_Directive_
Quote all lines below exactly. Images stay out.

=-=-=-=-=

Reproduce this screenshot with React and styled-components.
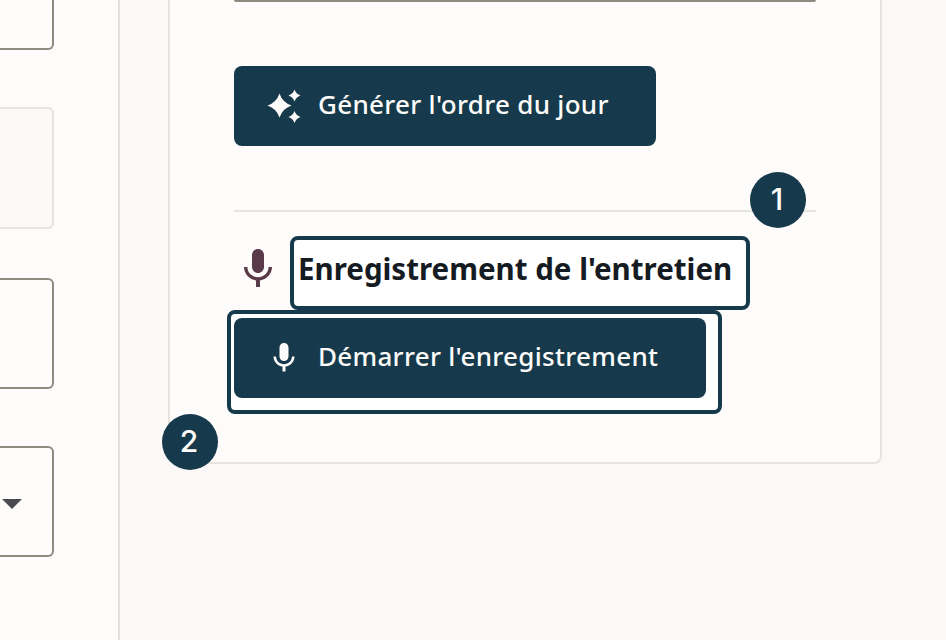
import React from 'react';
import styled, { createGlobalStyle } from 'styled-components';

const GlobalStyle = createGlobalStyle`
	html, body {
		margin: 0;
		padding: 0;
		background: #faf9f7;
	}
	* {
		box-sizing: border-box;
	}
`;

const MicIcon = ({ size, color, className }) => (
	<svg className={className} width={size} height={size} viewBox="0 0 24 24" fill={color}>
		<path d="M12 14c1.66 0 3-1.34 3-3V5c0-1.66-1.34-3-3-3S9 3.34 9 5v6c0 1.66 1.34 3 3 3zm5.3-3c0 3-2.54 5.1-5.3 5.1S6.7 14 6.7 11H5c0 3.41 2.72 6.23 6 6.72V21h2v-3.28c3.28-.48 6-3.3 6-6.72h-1.7z" />
	</svg>
);

const SparkleIcon = () => (
	<svg width="36" height="36" viewBox="0 0 36 36" fill="#fdfcfa" style={{ flexShrink: 0 }}>
		<path d="M13.500 5.500Q16.500 14.500 25.500 17.500 16.500 20.500 13.500 29.500 10.500 20.500 1.500 17.500 10.500 14.500 13.500 5.500z" />
		<path d="M28.500 1.500Q30 6 34.500 7.500 30 9 28.500 13.500 27 9 22.500 7.500 27 6 28.500 1.500z" />
		<path d="M28.500 23Q30 27.500 34.500 29 30 30.500 28.500 35 27 30.500 22.500 29 27 27.500 28.500 23z" />
	</svg>
);

const App = () => (
	<Page>
		<GlobalStyle />
		<Sidebar>
			<Field $height={50} $gap={0} />
			<Field $height={122} $gap={57} $disabled />
			<Field $height={111} $gap={49} />
			<Field $height={111} $gap={57}>
				<Caret />
			</Field>
		</Sidebar>
		<Main>
			<Card>
				<InputEdge />
				<PrimaryButton $width={422} $top={64}>
					<SparkleIcon />
					<ButtonLabel>Générer l'ordre du jour</ButtonLabel>
				</PrimaryButton>
				<Divider>
					<Badge $top={-38} $right={10}>1</Badge>
				</Divider>
				<TitleRow>
					<TitleMic size={48} color="#5a3a48" />
					<Title>Enregistrement de l'entretien</Title>
				</TitleRow>
				<Highlight>
					<PrimaryButton $width={472} $top={0}>
						<MicIcon size={36} color="#fdfcfa" />
						<ButtonLabel>Démarrer l'enregistrement</ButtonLabel>
					</PrimaryButton>
				</Highlight>
				<Badge $bottom={-8} $left={-8}>2</Badge>
			</Card>
		</Main>
	</Page>
);

const Page = styled.div`
	display: flex;
	width: 946px;
	height: 640px;
	overflow: hidden;
	background: #faf9f7;
	font-family: 'Noto Sans', 'Open Sans', sans-serif;
`;

const Sidebar = styled.aside`
	width: 120px;
	height: 100%;
	flex-shrink: 0;
	padding-right: 64px;
	background: #fdfcfa;
	border-right: 2px solid #e3e1dd;
`;

const Field = styled.div`
	position: relative;
	height: ${(p) => p.$height}px;
	margin-top: ${(p) => p.$gap}px;
	background: ${(p) => (p.$disabled ? '#faf9f7' : '#fdfcfa')};
	border: 2px solid ${(p) => (p.$disabled ? '#e6e4e0' : '#8d8b7f')};
	border-left: none;
	border-top-width: ${(p) => (p.$gap === 0 ? 0 : 2)}px;
	border-radius: ${(p) => (p.$gap === 0 ? '0 0 6px 0' : '0 6px 6px 0')};
`;

const Caret = styled.span`
	position: absolute;
	top: 51px;
	left: 2px;
	width: 0;
	height: 0;
	border-left: 10px solid transparent;
	border-right: 10px solid transparent;
	border-top: 10px solid #4b4a50;
`;

const Main = styled.main`
	flex: 1;
	padding-left: 48px;
`;

const Card = styled.section`
	position: relative;
	width: 714px;
	height: 464px;
	padding-left: 64px;
	background: #fdfcfa;
	border: 2px solid #e6e4df;
	border-top: none;
	border-radius: 0 0 8px 8px;
`;

const InputEdge = styled.div`
	width: 582px;
	height: 2px;
	background: #8d8b7f;
	border-radius: 0 0 6px 6px;
`;

const PrimaryButton = styled.button`
	display: flex;
	align-items: center;
	gap: 16px;
	width: ${(p) => p.$width}px;
	height: 80px;
	margin-top: ${(p) => p.$top}px;
	padding: 0 32px;
	background: #163a4b;
	color: #fdfcfa;
	border: none;
	border-radius: 8px;
	font-family: inherit;
	font-size: 26px;
	font-weight: 500;
	letter-spacing: 0.3px;
	white-space: nowrap;
`;

const ButtonLabel = styled.span`
	margin-bottom: 4px;
`;

const Divider = styled.div`
	position: relative;
	width: 582px;
	height: 2px;
	margin-top: 64px;
	background: #e6e4df;
`;

const Badge = styled.span`
	position: absolute;
	top: ${(p) => (p.$top !== undefined ? `${p.$top}px` : 'auto')};
	right: ${(p) => (p.$right !== undefined ? `${p.$right}px` : 'auto')};
	bottom: ${(p) => (p.$bottom !== undefined ? `${p.$bottom}px` : 'auto')};
	left: ${(p) => (p.$left !== undefined ? `${p.$left}px` : 'auto')};
	display: flex;
	align-items: center;
	justify-content: center;
	width: 56px;
	height: 56px;
	padding: 0 2px 2px 0;
	background: #163a4b;
	color: #fdfcfa;
	border-radius: 50%;
	font-family: Inter, sans-serif;
	font-size: 30px;
	font-weight: 500;
`;

const TitleRow = styled.div`
	display: flex;
	align-items: center;
	gap: 8px;
	margin-top: 24px;
	height: 74px;
`;

const TitleMic = styled(MicIcon)`
	flex-shrink: 0;
	margin-bottom: 9px;
`;

const Title = styled.h2`
	display: flex;
	align-items: center;
	width: 460px;
	height: 74px;
	margin: 0;
	padding: 0 4px 10px;
	background: #fff;
	color: #151b22;
	border: 4px solid #163a4b;
	border-radius: 8px;
	font-size: 29.5px;
	font-weight: 700;
	white-space: nowrap;
`;

const Highlight = styled.div`
	width: 495px;
	height: 104px;
	margin-left: -7px;
	padding: 4px 0 0 3px;
	background: #fff;
	border: 4px solid #163a4b;
	border-radius: 8px;
`;

export default App;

=-=-=-=-=

_Output for this task_
Reproduce this screenshot with React and styled-components.
import React from 'react';
import styled, { createGlobalStyle } from 'styled-components';

const GlobalStyle = createGlobalStyle`
	html, body {
		margin: 0;
		padding: 0;
		background: #faf9f7;
	}
	* {
		box-sizing: border-box;
	}
`;

const MicIcon = ({ size, color, className }) => (
	<svg className={className} width={size} height={size} viewBox="0 0 24 24" fill={color}>
		<path d="M12 14c1.66 0 3-1.34 3-3V5c0-1.66-1.34-3-3-3S9 3.34 9 5v6c0 1.66 1.34 3 3 3zm5.3-3c0 3-2.54 5.1-5.3 5.1S6.7 14 6.7 11H5c0 3.41 2.72 6.23 6 6.72V21h2v-3.28c3.28-.48 6-3.3 6-6.72h-1.7z" />
	</svg>
);

const SparkleIcon = () => (
	<svg width="36" height="36" viewBox="0 0 36 36" fill="#fdfcfa" style={{ flexShrink: 0 }}>
		<path d="M13.500 5.500Q16.500 14.500 25.500 17.500 16.500 20.500 13.500 29.500 10.500 20.500 1.500 17.500 10.500 14.500 13.500 5.500z" />
		<path d="M28.500 1.500Q30 6 34.500 7.500 30 9 28.500 13.500 27 9 22.500 7.500 27 6 28.500 1.500z" />
		<path d="M28.500 23Q30 27.500 34.500 29 30 30.500 28.500 35 27 30.500 22.500 29 27 27.500 28.500 23z" />
	</svg>
);

const App = () => (
	<Page>
		<GlobalStyle />
		<Sidebar>
			<Field $height={50} $gap={0} />
			<Field $height={122} $gap={57} $disabled />
			<Field $height={111} $gap={49} />
			<Field $height={111} $gap={57}>
				<Caret />
			</Field>
		</Sidebar>
		<Main>
			<Card>
				<InputEdge />
				<PrimaryButton $width={422} $top={64}>
					<SparkleIcon />
					<ButtonLabel>Générer l'ordre du jour</ButtonLabel>
				</PrimaryButton>
				<Divider>
					<Badge $top={-38} $right={10}>1</Badge>
				</Divider>
				<TitleRow>
					<TitleMic size={48} color="#5a3a48" />
					<Title>Enregistrement de l'entretien</Title>
				</TitleRow>
				<Highlight>
					<PrimaryButton $width={472} $top={0}>
						<MicIcon size={36} color="#fdfcfa" />
						<ButtonLabel>Démarrer l'enregistrement</ButtonLabel>
					</PrimaryButton>
				</Highlight>
				<Badge $bottom={-8} $left={-8}>2</Badge>
			</Card>
		</Main>
	</Page>
);

const Page = styled.div`
	display: flex;
	width: 946px;
	height: 640px;
	overflow: hidden;
	background: #faf9f7;
	font-family: 'Noto Sans', 'Open Sans', sans-serif;
`;

const Sidebar = styled.aside`
	width: 120px;
	height: 100%;
	flex-shrink: 0;
	padding-right: 64px;
	background: #fdfcfa;
	border-right: 2px solid #e3e1dd;
`;

const Field = styled.div`
	position: relative;
	height: ${(p) => p.$height}px;
	margin-top: ${(p) => p.$gap}px;
	background: ${(p) => (p.$disabled ? '#faf9f7' : '#fdfcfa')};
	border: 2px solid ${(p) => (p.$disabled ? '#e6e4e0' : '#8d8b7f')};
	border-left: none;
	border-top-width: ${(p) => (p.$gap === 0 ? 0 : 2)}px;
	border-radius: ${(p) => (p.$gap === 0 ? '0 0 6px 0' : '0 6px 6px 0')};
`;

const Caret = styled.span`
	position: absolute;
	top: 51px;
	left: 2px;
	width: 0;
	height: 0;
	border-left: 10px solid transparent;
	border-right: 10px solid transparent;
	border-top: 10px solid #4b4a50;
`;

const Main = styled.main`
	flex: 1;
	padding-left: 48px;
`;

const Card = styled.section`
	position: relative;
	width: 714px;
	height: 464px;
	padding-left: 64px;
	background: #fdfcfa;
	border: 2px solid #e6e4df;
	border-top: none;
	border-radius: 0 0 8px 8px;
`;

const InputEdge = styled.div`
	width: 582px;
	height: 2px;
	background: #8d8b7f;
	border-radius: 0 0 6px 6px;
`;

const PrimaryButton = styled.button`
	display: flex;
	align-items: center;
	gap: 16px;
	width: ${(p) => p.$width}px;
	height: 80px;
	margin-top: ${(p) => p.$top}px;
	padding: 0 32px;
	background: #163a4b;
	color: #fdfcfa;
	border: none;
	border-radius: 8px;
	font-family: inherit;
	font-size: 26px;
	font-weight: 500;
	letter-spacing: 0.3px;
	white-space: nowrap;
`;

const ButtonLabel = styled.span`
	margin-bottom: 4px;
`;

const Divider = styled.div`
	position: relative;
	width: 582px;
	height: 2px;
	margin-top: 64px;
	background: #e6e4df;
`;

const Badge = styled.span`
	position: absolute;
	top: ${(p) => (p.$top !== undefined ? `${p.$top}px` : 'auto')};
	right: ${(p) => (p.$right !== undefined ? `${p.$right}px` : 'auto')};
	bottom: ${(p) => (p.$bottom !== undefined ? `${p.$bottom}px` : 'auto')};
	left: ${(p) => (p.$left !== undefined ? `${p.$left}px` : 'auto')};
	display: flex;
	align-items: center;
	justify-content: center;
	width: 56px;
	height: 56px;
	padding: 0 2px 2px 0;
	background: #163a4b;
	color: #fdfcfa;
	border-radius: 50%;
	font-family: Inter, sans-serif;
	font-size: 30px;
	font-weight: 500;
`;

const TitleRow = styled.div`
	display: flex;
	align-items: center;
	gap: 8px;
	margin-top: 24px;
	height: 74px;
`;

const TitleMic = styled(MicIcon)`
	flex-shrink: 0;
	margin-bottom: 9px;
`;

const Title = styled.h2`
	display: flex;
	align-items: center;
	width: 460px;
	height: 74px;
	margin: 0;
	padding: 0 4px 10px;
	background: #fff;
	color: #151b22;
	border: 4px solid #163a4b;
	border-radius: 8px;
	font-size: 29.5px;
	font-weight: 700;
	white-space: nowrap;
`;

const Highlight = styled.div`
	width: 495px;
	height: 104px;
	margin-left: -7px;
	padding: 4px 0 0 3px;
	background: #fff;
	border: 4px solid #163a4b;
	border-radius: 8px;
`;

export default App;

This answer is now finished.